- _Data section_

☆ ☆ ☆ ☆ ☆ ☆ ☆

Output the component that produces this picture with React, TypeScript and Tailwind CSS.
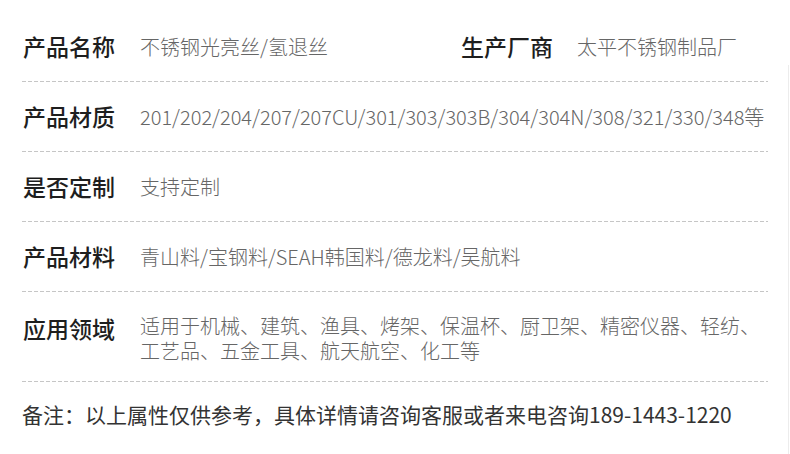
const cjk = "font-['Noto_Sans_CJK_SC','Noto_Sans',sans-serif]"

function Dash() {
  return (
    <div className="ml-[22px] w-[746px] h-px bg-[linear-gradient(to_right,#c6c6c6_4px,transparent_4px)] bg-[length:6px_1px]" />
  )
}

function Label({ children, width = 'w-[117px]' }: { children: string; width?: string }) {
  return (
    <div className={`${width} shrink-0 text-[23px] font-medium text-[#1e1e1e] leading-none`}>
      {children}
    </div>
  )
}

function Value({ children }: { children: string }) {
  return <div className="text-[20px] font-light text-[#666] whitespace-nowrap leading-none">{children}</div>
}

function Row({ label, value }: { label: string; value: string }) {
  return (
    <div className="h-[69px] pl-[23px] flex items-center">
      <Label>{label}</Label>
      <Value>{value}</Value>
    </div>
  )
}

export default function App() {
  return (
    <div className={`w-[790px] h-[454px] bg-white flex ${cjk}`}>
      <div className="w-[788px] pt-[12px]">
        <div className="h-[69px] pl-[23px] flex items-center">
          <div className="w-[438px] flex items-center">
            <Label>产品名称</Label>
            <Value>不锈钢光亮丝/氢退丝</Value>
          </div>
          <Label width="w-[116px]">生产厂商</Label>
          <Value>太平不锈钢制品厂</Value>
        </div>
        <Dash />
        <Row label="产品材质" value="201/202/204/207/207CU/301/303/303B/304/304N/308/321/330/348等" />
        <Dash />
        <Row label="是否定制" value="支持定制" />
        <Dash />
        <Row label="产品材料" value="青山料/宝钢料/SEAH韩国料/德龙料/吴航料" />
        <Dash />
        <div className="h-[89px] pl-[23px] pt-[24px] flex items-start">
          <div className="h-[25px] flex items-center">
            <Label>应用领域</Label>
          </div>
          <div className="flex flex-col gap-[5px] text-[20px] font-light text-[#666] leading-[20px] whitespace-nowrap">
            <div>适用于机械、建筑、渔具、烤架、保温杯、厨卫架、精密仪器、轻纺、</div>
            <div>工艺品、五金工具、航天航空、化工等</div>
          </div>
        </div>
        <Dash />
        <div className="h-[66px] pl-[22px] flex items-center text-[21px] text-[#333] whitespace-nowrap">
          备注：以上属性仅供参考，具体详情请咨询客服或者来电咨询189-1443-1220
        </div>
      </div>
      <div className="pt-[65px]">
        <div className="w-px h-full bg-[#ececec]" />
      </div>
    </div>
  )
}
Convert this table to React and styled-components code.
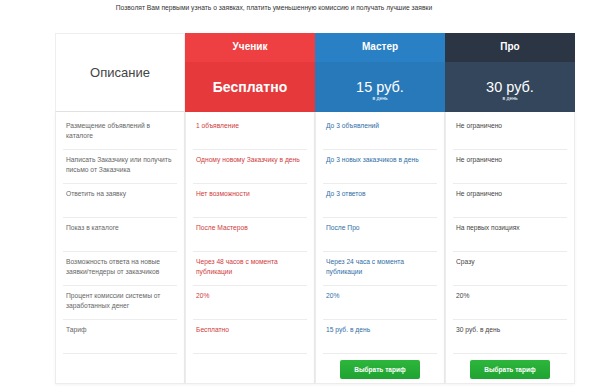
import React from "react";
import styled, { createGlobalStyle } from "styled-components";

const Global = createGlobalStyle`
  html, body { margin: 0; padding: 0; background: #fff; }
  body { font-family: "Liberation Sans", Arial, sans-serif; }
`;

const Page = styled.div`
  width: 600px;
  height: 391px;
  overflow: hidden;
  position: relative;
`;

const Intro = styled.div`
  width: 548px;
  text-align: center;
  font-size: 6.7px;
  line-height: 10px;
  color: #333;
  padding-top: 3px;
`;

const Table = styled.div`
  display: flex;
  margin: 20px 0 0 55px;
  width: 520px;
`;

const Column = styled.div`
  width: 130px;
  display: flex;
  flex-direction: column;
`;

const DescHead = styled.div`
  height: 79px;
  display: flex;
  align-items: center;
  justify-content: center;
  font-size: 13px;
  color: #444;
  border: 1px solid #eee;
  border-bottom: 1px solid #e3e3e3;
  box-sizing: border-box;
  background: #fff;
`;

const NameBand = styled.div`
  height: 29px;
  display: flex;
  align-items: center;
  justify-content: center;
  color: #fff;
  font-weight: 700;
  font-size: 10px;
  padding-bottom: 2px;
  box-sizing: border-box;
  background: ${(p) => p.$bg};
`;

const PriceBand = styled.div`
  height: 50px;
  display: flex;
  flex-direction: column;
  align-items: center;
  justify-content: center;
  color: #fff;
  background: ${(p) => p.$bg};
`;

const Price = styled.div`
  font-size: ${(p) => (p.$bold ? "14px" : "14.5px")};
  font-weight: ${(p) => (p.$bold ? 700 : 400)};
  line-height: 16px;
  margin-top: ${(p) => (p.$bold ? "0" : "6px")};
`;

const PerDay = styled.div`
  font-size: 5px;
  line-height: 6px;
`;

const Body = styled.div`
  border: 1px solid #ececec;
  border-top: none;
  padding: 4px 7px 0;
  height: 272px;
  box-sizing: border-box;
  box-shadow: 0 1px 3px rgba(0, 0, 0, 0.05);
  background: #fff;
`;

const Row = styled.div`
  height: 34px;
  box-sizing: border-box;
  padding: 5px 3px 0;
  border-bottom: 1px solid #ececec;
  font-size: 6.7px;
  line-height: 10px;
  color: ${(p) => p.$color};
`;

const ButtonWrap = styled.div`
  display: flex;
  justify-content: center;
  padding-top: 6px;
`;

const Button = styled.button`
  width: 80px;
  height: 19px;
  border: none;
  border-radius: 2px;
  background: linear-gradient(#2db63c, #20a332);
  color: #fff;
  font-family: inherit;
  font-weight: 700;
  font-size: 6.5px;
  padding: 0;
  cursor: pointer;
`;

const labels = [
  "Размещение объявлений в каталоге",
  "Написать Заказчику или получить письмо от Заказчика",
  "Ответить на заявку",
  "Показ в каталоге",
  "Возможность ответа на новые заявки/тендеры от заказчиков",
  "Процент комиссии системы от заработанных денег",
  "Тариф",
];

const plans = [
  {
    name: "Ученик",
    nameBg: "#ee3f43",
    priceBg: "#e6393c",
    price: "Бесплатно",
    bold: true,
    color: "#cf3b3b",
    button: false,
    values: [
      "1 объявление",
      "Одному новому Заказчику в день",
      "Нет возможности",
      "После Мастеров",
      "Через 48 часов с момента публикации",
      "20%",
      "Бесплатно",
    ],
  },
  {
    name: "Мастер",
    nameBg: "#2a80c4",
    priceBg: "#2879b9",
    price: "15 руб.",
    color: "#2f6ea6",
    button: true,
    values: [
      "До 3 объявлений",
      "До 3 новых заказчиков в день",
      "До 3 ответов",
      "После Про",
      "Через 24 часа с момента публикации",
      "20%",
      "15 руб. в день",
    ],
  },
  {
    name: "Про",
    nameBg: "#2b3544",
    priceBg: "#33465c",
    price: "30 руб.",
    color: "#444",
    button: true,
    values: [
      "Не ограничено",
      "Не ограничено",
      "Не ограничено",
      "На первых позициях",
      "Сразу",
      "20%",
      "30 руб. в день",
    ],
  },
];

export default function App() {
  return (
    <Page>
      <Global />
      <Intro>
        Позволят Вам первыми узнать о заявках, платить уменьшенную комиссию и
        получать лучшие заявки
      </Intro>
      <Table>
        <Column>
          <DescHead>Описание</DescHead>
          <Body>
            {labels.map((l) => (
              <Row key={l} $color="#666">
                {l}
              </Row>
            ))}
          </Body>
        </Column>
        {plans.map((p) => (
          <Column key={p.name}>
            <NameBand $bg={p.nameBg}>{p.name}</NameBand>
            <PriceBand $bg={p.priceBg}>
              <Price $bold={p.bold}>{p.price}</Price>
              {!p.bold && <PerDay>в день</PerDay>}
            </PriceBand>
            <Body>
              {p.values.map((v, i) => (
                <Row key={i} $color={p.color}>
                  {v}
                </Row>
              ))}
              {p.button && (
                <ButtonWrap>
                  <Button>Выбрать тариф</Button>
                </ButtonWrap>
              )}
            </Body>
          </Column>
        ))}
      </Table>
    </Page>
  );
}
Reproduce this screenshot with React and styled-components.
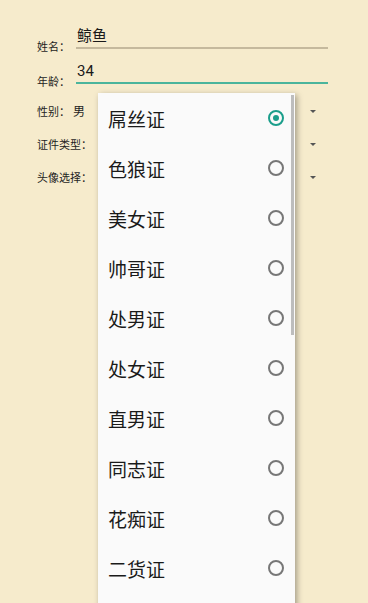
import React from "react";
import styled, { createGlobalStyle } from "styled-components";

const GlobalStyle = createGlobalStyle`
	html, body {
		margin: 0;
		padding: 0;
		background: #f6ebcc;
	}
	body {
		font-family: Roboto, "Noto Sans CJK SC", sans-serif;
		color: #333;
	}
`;

const Page = styled("div")`
	position: relative;
	width: 368px;
	height: 603px;
	overflow: hidden;
	background: #f6ebcc;
`;

const Form = styled("div")`
	display: flex;
	flex-direction: column;
	gap: 8px;
	padding: 25px 40px 0 37px;
`;

const Row = styled("div")`
	display: flex;
	align-items: flex-end;
`;

const Label = styled("span")`
	font-size: 11px;
	line-height: 14px;
	color: #1e1e1e;
	white-space: nowrap;
`;

const RowLabel = styled(Label)`
	margin-bottom: -3px;
`;

const Field = styled("div")`
	flex: 1;
	margin-left: 6px;
	margin-bottom: 3px;
	font-size: 15px;
	line-height: 22px;
	color: #1a1a1a;
	padding-left: 1px;
	border-bottom: ${(p) => (p.focused ? "2px solid #4bb59c" : "2px solid #c5b99d")};
`;

const Spinners = styled("div")`
	display: flex;
	flex-direction: column;
	margin-top: 1px;
`;

const SpinnerRow = styled("div")`
	display: flex;
	align-items: center;
	height: 33px;
`;

const Value = styled("span")`
	flex: 1;
	margin-left: 3px;
	margin-top: -5px;
	font-size: 12px;
	color: #1e1e1e;
`;

const Arrow = styled("span")`
	width: 0;
	height: 0;
	margin-right: 12px;
	margin-top: -3px;
	border-left: 3px solid transparent;
	border-right: 3px solid transparent;
	border-top: 3px solid #555;
`;

const Popup = styled("div")`
	position: absolute;
	left: 98px;
	top: 93px;
	width: 197px;
	height: 530px;
	background: #fafafa;
	box-shadow: 2px 2px 6px rgba(0, 0, 0, 0.35);
`;

const Option = styled("div")`
	display: flex;
	align-items: center;
	justify-content: space-between;
	height: 50px;
	padding: 0 11px 0 10px;
	font-family: "Noto Sans CJK SC", sans-serif;
	font-size: 19px;
	color: #1a1a1a;
`;

const Radio = styled("span")`
	position: relative;
	width: 12px;
	height: 12px;
	border-radius: 50%;
	border: 2px solid ${(p) => (p.checked ? "#1b9e8b" : "#777")};

	&::after {
		content: "";
		display: ${(p) => (p.checked ? "block" : "none")};
		position: absolute;
		left: 3px;
		top: 3px;
		width: 6px;
		height: 6px;
		border-radius: 50%;
		background: #1b9e8b;
	}
`;

const Scrollbar = styled("div")`
	position: absolute;
	right: 1px;
	top: 2px;
	width: 3px;
	height: 240px;
	background: #bdbdbd;
`;

const options = ["屌丝证", "色狼证", "美女证", "帅哥证", "处男证", "处女证", "直男证", "同志证", "花痴证", "二货证"];

const spinners = [
	{ label: "性别：", value: "男" },
	{ label: "证件类型：", value: "" },
	{ label: "头像选择：", value: "" },
];

const App = () => (
	<Page>
		<GlobalStyle />
		<Form>
			<Row>
				<RowLabel>姓名：</RowLabel>
				<Field>鲸鱼</Field>
			</Row>
			<Row>
				<RowLabel>年龄：</RowLabel>
				<Field focused>34</Field>
			</Row>
			<Spinners>
				{spinners.map((s) => (
					<SpinnerRow key={s.label}>
						<Label>{s.label}</Label>
						<Value>{s.value}</Value>
						<Arrow />
					</SpinnerRow>
				))}
			</Spinners>
		</Form>
		<Popup>
			{options.map((o, i) => (
				<Option key={o}>
					{o}
					<Radio checked={i === 0} />
				</Option>
			))}
			<Scrollbar />
		</Popup>
	</Page>
);

export default App;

☆ ☆ ☆ ☆ ☆ ☆ ☆

- _What to do_
Copy out every line of the data that includes "this".

- _Written response_
Output the component that produces this picture with React, TypeScript and Tailwind CSS.
Convert this table to React and styled-components code.
Reproduce this screenshot with React and styled-components.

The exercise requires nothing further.